Hi cjcj,

(1) First statement tells us that n=5q+4, where q is a non-negative integer. You can tell right away this alone is insufficient when dividing by 15.

(2) Second statement tells us that n=6p+5, where p is a non-negative integer. You can tell right away this alone is insufficient when dividing by 15.

Combining both statements, you can find a common equation. See Bunuel's post to see how to do that: when-positive-integer-n-is-divided-by-5-the-remainder-is-90442.html#p722552

First few terms of n, when n=5q+4, is 4,9,14,19,24,29,34
First few terms of n, when n=6p+5, is 5,11,17,23,29,35

First common term is 29. So the general equation will be a multiple of the lcm of 5 and 6, which is 30 plus 29. So the new equation of n after combining is n=30z+29, where z is a non-negative integer. At this point it should be obvious that this statement is sufficient because n is equal to 29 more than a multiple of 15.

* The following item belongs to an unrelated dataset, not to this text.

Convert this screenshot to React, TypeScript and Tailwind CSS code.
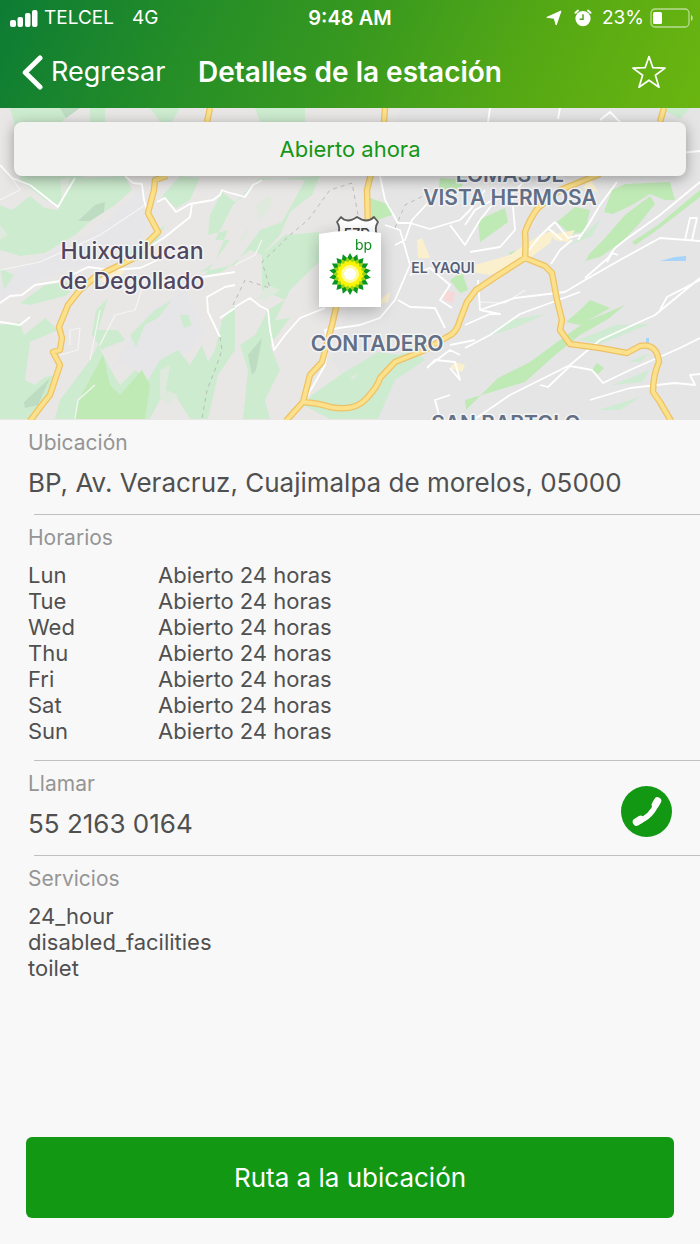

n=15*(2z)+15+14 -->n=15*(2z+1)+14, so because n is equal to 14 more than a multiple of 15, the remainder will always be 14.

I actually don't even factor as I have done above. I like to look at the individual remainders of the terms when dividing by the divisor and then combine using the operation in question and then find the remainder after that. For example:
(30*z)/15 yields a remainder of 0. 29/15 yields a remainder of 14. Combine 0 and 14 by addition because the operation in question is addition and then divide by 15 and find the remainder.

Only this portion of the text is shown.